At a time when everyone involved in Labour's election push is working at full stretch, Peter Gatley, creative director on the Labour account, has quit his job at the party's advertising agency, BMP DDB, and gone on holiday.
Mr Gatley joined the agency in 1984 and won a string of industry awards for his work, including a campaign for the former GLC in 1985. Last year he ran the agency's lucrative Barclaycard business. In January he was asked by Chris Powell, BMP DDB's head, who works closely with the Labour leadership and is the brother of Jonathan Powell, Tony Blair's chief of staff, to design the party's election advertising.
He devised a twin strategy of aggressive, negative messages attacking the Tories, followed by a positive, uplifting theme, promoting Labour, as election day nears. The poster showing the "two faces" of John Major promising no tax rises, then making them, is credited to Mr Gatley.
The next phase was supposed to have been strongly positive. However, after what agency insiders claim was a row between Mr Gatley and the more cautious Mr Powell, a more downbeat slogan emerged: "Britain deserves better."
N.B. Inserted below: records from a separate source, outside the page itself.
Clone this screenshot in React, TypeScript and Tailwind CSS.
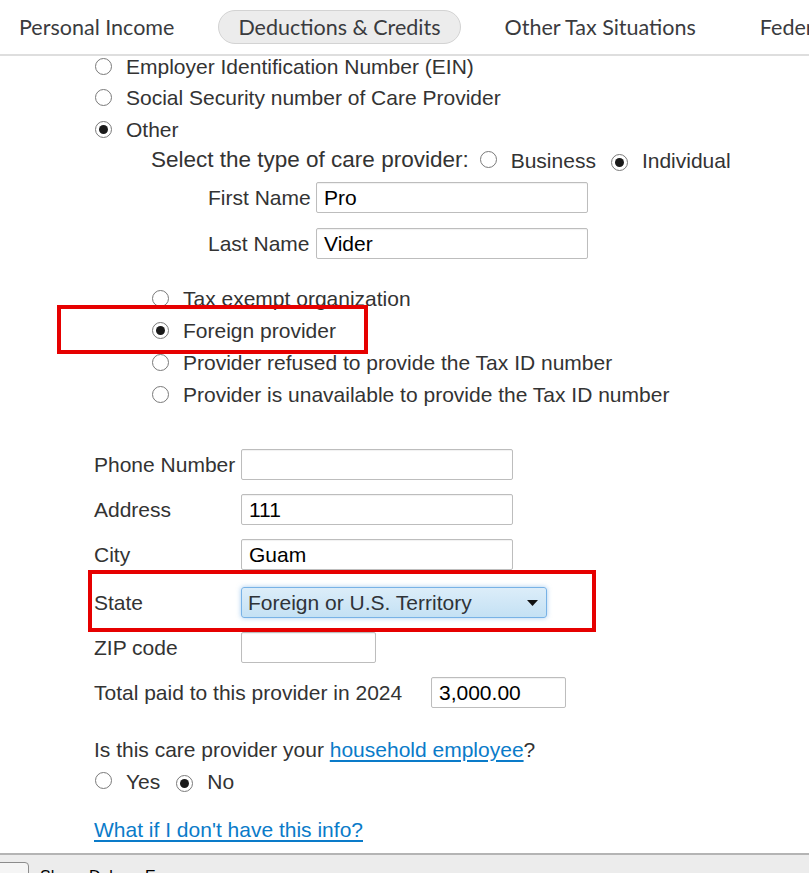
import React from "react";

const font = { fontFamily: '"Liberation Sans", Arial, sans-serif' };

function Radio({ checked = false }: { checked?: boolean }) {
  return (
    <span className="inline-flex w-[17px] h-[17px] shrink-0 items-center justify-center rounded-full border border-[#7a7a7a] bg-white">
      {checked && <span className="block w-[9px] h-[9px] rounded-full bg-[#1a1a1a]" />}
    </span>
  );
}

function RadioRow({ checked, label, className = "" }: { checked?: boolean; label: string; className?: string }) {
  return (
    <div className={`flex items-center h-[22px] ${className}`}>
      <Radio checked={checked} />
      <span className="ml-[14px] whitespace-nowrap">{label}</span>
    </div>
  );
}

function TextInput({ value = "", className = "" }: { value?: string; className?: string }) {
  return (
    <div className={`h-[31px] border border-[#bdbdbd] rounded-[2px] bg-white flex items-center pl-[7px] text-black shadow-[inset_0_1px_1px_rgba(0,0,0,0.06)] ${className}`}>
      {value}
    </div>
  );
}

function FieldRow({ label, children, className = "" }: { label: string; children: React.ReactNode; className?: string }) {
  return (
    <div className={`flex items-center ${className}`}>
      <span className="w-[147px] whitespace-nowrap">{label}</span>
      {children}
    </div>
  );
}

export default function App() {
  return (
    <div className="relative w-[809px] h-[873px] overflow-hidden bg-white text-[#333333]" style={font}>
      {/* Header tabs */}
      <div
        className="h-[56px] border-b-2 border-[#dedede] flex items-center gap-[24px] -ml-[1px] whitespace-nowrap overflow-hidden text-[21.5px] text-[#3a3b3e] pb-[0px]"
        style={{ fontFamily: 'Lato, "Open Sans", sans-serif' }}
      >
        <div className="px-[20px] h-[34px] flex items-center">Personal Income</div>
        <div className="px-[19px] h-[34px] flex items-center rounded-full bg-[#ececec] border border-[#d3d3d3]">Deductions &amp; Credits</div>
        <div className="px-[20px] h-[34px] flex items-center">Other Tax Situations</div>
        <div className="px-[20px] h-[34px] flex items-center">Federal Review</div>
      </div>

      <div className="text-[21px] leading-none -mt-[1px]">
        <div className="pl-[95px]">
          <RadioRow label="Employer Identification Number (EIN)" className="mt-[0px]" />
          <RadioRow label="Social Security number of Care Provider" className="mt-[9px]" />
          <RadioRow checked label="Other" className="mt-[10px]" />
        </div>

        <div className="pl-[151px] flex items-center h-[22px] mt-[9px] whitespace-nowrap">
          <span className="text-[22.5px]">Select the type of care provider:</span>
          <span className="ml-[11px]"><Radio /></span>
          <span className="ml-[14px]">Business</span>
          <span className="ml-[15px]"><Radio checked /></span>
          <span className="ml-[14px]">Individual</span>
        </div>

        <div className="pl-[208px] flex items-center mt-[11px]">
          <span className="w-[108px] whitespace-nowrap">First Name</span>
          <TextInput value="Pro" className="w-[272px]" />
        </div>
        <div className="pl-[208px] flex items-center mt-[15px]">
          <span className="w-[108px] whitespace-nowrap">Last Name</span>
          <TextInput value="Vider" className="w-[272px]" />
        </div>

        <div className="pl-[152px]">
          <RadioRow label="Tax exempt organization" className="mt-[28px]" />
          <RadioRow checked label="Foreign provider" className="mt-[10px]" />
          <RadioRow label="Provider refused to provide the Tax ID number" className="mt-[10px]" />
          <RadioRow label="Provider is unavailable to provide the Tax ID number" className="mt-[10px]" />
        </div>

        <div className="pl-[94px]">
          <FieldRow label="Phone Number" className="mt-[44px]">
            <TextInput className="w-[272px]" />
          </FieldRow>
          <FieldRow label="Address" className="mt-[14px]">
            <TextInput value="111" className="w-[272px]" />
          </FieldRow>
          <FieldRow label="City" className="mt-[14px]">
            <TextInput value="Guam" className="w-[272px]" />
          </FieldRow>
          <FieldRow label="State" className="mt-[17px]">
            <div className="w-[306px] h-[31px] rounded-[3px] border border-[#78b2e6] bg-gradient-to-b from-[#dcedf9] to-[#c4e1f4] shadow-[0_0_5px_rgba(90,160,225,0.55)] flex items-center justify-between pl-[6px] pr-[8px] text-[#2f3338]">
              <span>Foreign or U.S. Territory</span>
              <svg width="11" height="6" viewBox="0 0 11 6"><path d="M0 0 L11 0 L5.5 6 Z" fill="#111" /></svg>
            </div>
          </FieldRow>
          <FieldRow label="ZIP code" className="mt-[14px]">
            <TextInput className="w-[135px]" />
          </FieldRow>
          <div className="flex items-center mt-[14px]">
            <span className="w-[337px] whitespace-nowrap">Total paid to this provider in 2024</span>
            <TextInput value="3,000.00" className="w-[135px]" />
          </div>

          <div className="flex items-center h-[22px] mt-[30px] whitespace-nowrap">
            Is this care provider your&nbsp;
            <a className="text-[#0a7bc9] underline underline-offset-[3px]" href="#">household employee</a>?
          </div>
          <div className="flex items-center h-[22px] mt-[10px]">
            <span className="ml-[1px]"><Radio /></span>
            <span className="ml-[14px]">Yes</span>
            <span className="ml-[16px]"><Radio checked /></span>
            <span className="ml-[14px]">No</span>
          </div>
          <div className="flex items-center h-[22px] mt-[26px]">
            <a className="text-[#0a7bc9] underline underline-offset-[3px] whitespace-nowrap" href="#">What if I don't have this info?</a>
          </div>
        </div>

        {/* bottom bar */}
        <div className="mt-[13px] border-t-2 border-[#b4b4b4] bg-[#ececec] h-[40px] flex items-start overflow-hidden">
          <div className="mt-[7px] -ml-[6px] w-[35px] h-[24px] rounded-[4px] border border-[#8c8c8c] bg-[#f5f5f5]" />
          <span className="ml-[11px] mt-[14px] text-[16px] text-black whitespace-nowrap">Show&nbsp;&nbsp;Debug&nbsp;&nbsp;Errors</span>
        </div>
      </div>

      {/* red highlight boxes */}
      <div className="absolute left-[57px] top-[305px] w-[311px] h-[49px] border-[4px] border-[#e60000] pointer-events-none" />
      <div className="absolute left-[88px] top-[570px] w-[508px] h-[62px] border-[4px] border-[#e60000] pointer-events-none" />
    </div>
  );
}
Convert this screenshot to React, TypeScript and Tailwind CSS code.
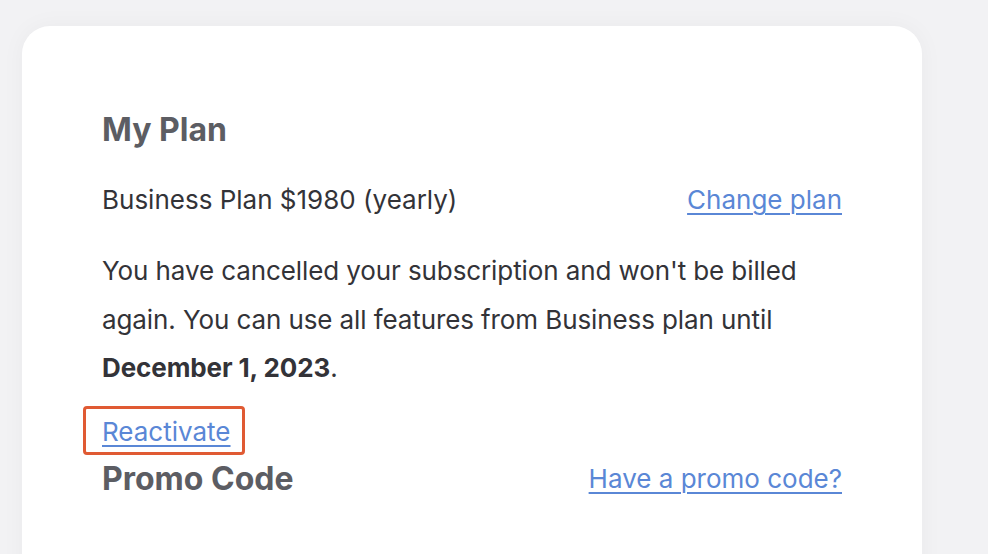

This, Mr Gatley is understood to believe, was too weak and not punchy enough. Increasingly frustrated at his lack of authority and having his views over-ridden by Mr Powell, he resigned and went on holiday in the north of England.
"'Britain deserves better' was the last straw," said a source close to Mr Gatley. "He thought it was too negative for a positive.
"The message was meant to be very positive but this was lame and still knocking.
"He wanted something more direct, saying Labour is great, something that would play Blair up rather than take a pop at what has gone before."
BMP confirmed that Mr Gatley had gone. Mr Powell declined to comment on his departure.